Looks like a good value proposition.
> To run Llama 3.1 8B locally, you would need a GPU with a minimum of 16 GB of VRAM, such as an NVIDIA RTX 3090
In full precision, yes. But this talaas chip uses a heavily quantized version (the article calls it "3/6 bit quant", probably similar to Q4_K_M). You dont even need a GPU to run that with reasonable performance, a CPU is fine.
What do you do with 8b models ? They can't even reliably create a .txt file or do any kind of tool calling
Re-read Brave New World. Deltas and Epsilons have their place, even if Alphas and Betas got smarter overnight.
Roof! Roof!
You obviously don't believe that AGI is coming in two release cycles, and you also don't seem to have much faith in the new models containing massive improvements over the last ones.
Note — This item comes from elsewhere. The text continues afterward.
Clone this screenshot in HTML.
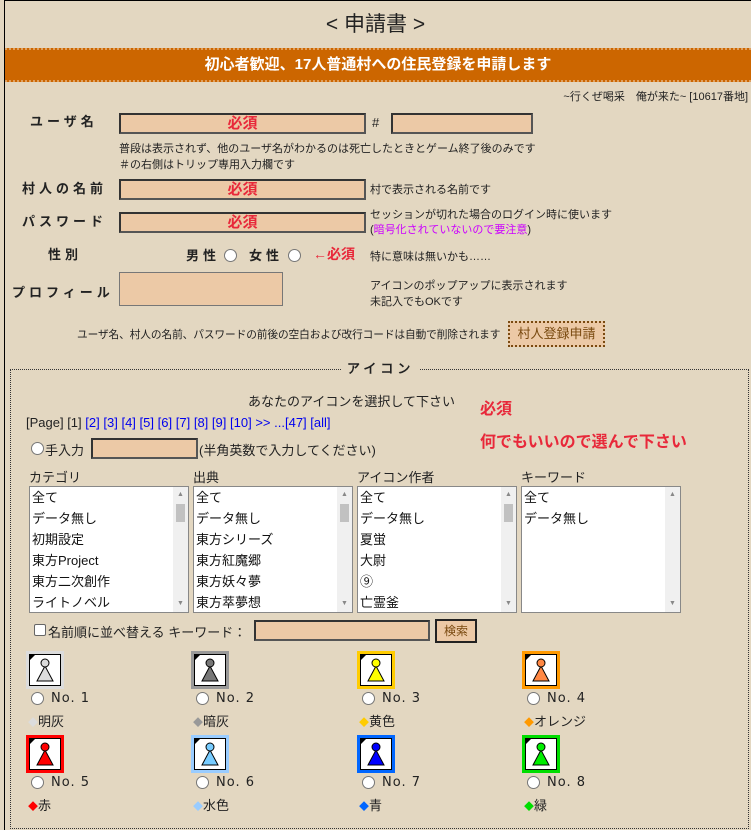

So the answer to who is going to pay for these custom chips seems to be you.
Why would I buy chips to run handicapped models when the 10+ llms players all offer free tier access to their 1t+ parameters models ?
Do you think the free gravy train will run forever?
Not all applications are chatbots. Many potential uses for LLMs/VLAMs are latency constrained.
I'm guessing this development will make the fabrication of custom chips cheaper.
Exciting times.
Probably the datacenters that serve those models?
Almost all LLM companies have some sort of free tier that does nothing but lose them money.
>HOW NVIDIA GPUs process stuff? (Inefficiency 101)
Wow. Massively ignorant take. A modern GPUs is an amazing feat of engineering, particularly about making computation more efficient (low power/high throughput).
Then proceeds to explain, wrongly, how inference is supposssedly implemented and draws conclusions from there ...
Hey, Can you please point out explain the inaccuracies in the article?
I had written this post to have a higher level understanding of traditional vs Taalas's inference. So it does abstracts lots of things.
Arguably DRAM-based GPUs/TPUs are quite inefficient for inference compared to SRAM-based Groq/Cerebras. GPUs are highly optimized but they still lose to different architectures that are better suited for inference.
The way modern Nvidia GPUs perform inference is that they have a processor (tensor memory accelerator) that directly performs tensor memory operations which directly concedes that GPGPU as a paradigm is too inefficient for matrix multiplication.
This read itself is slop lol, literally dances around the term printing as if its some inkjet printer
Isnât the highly connected nature of the model layers problematic to build into physical layer?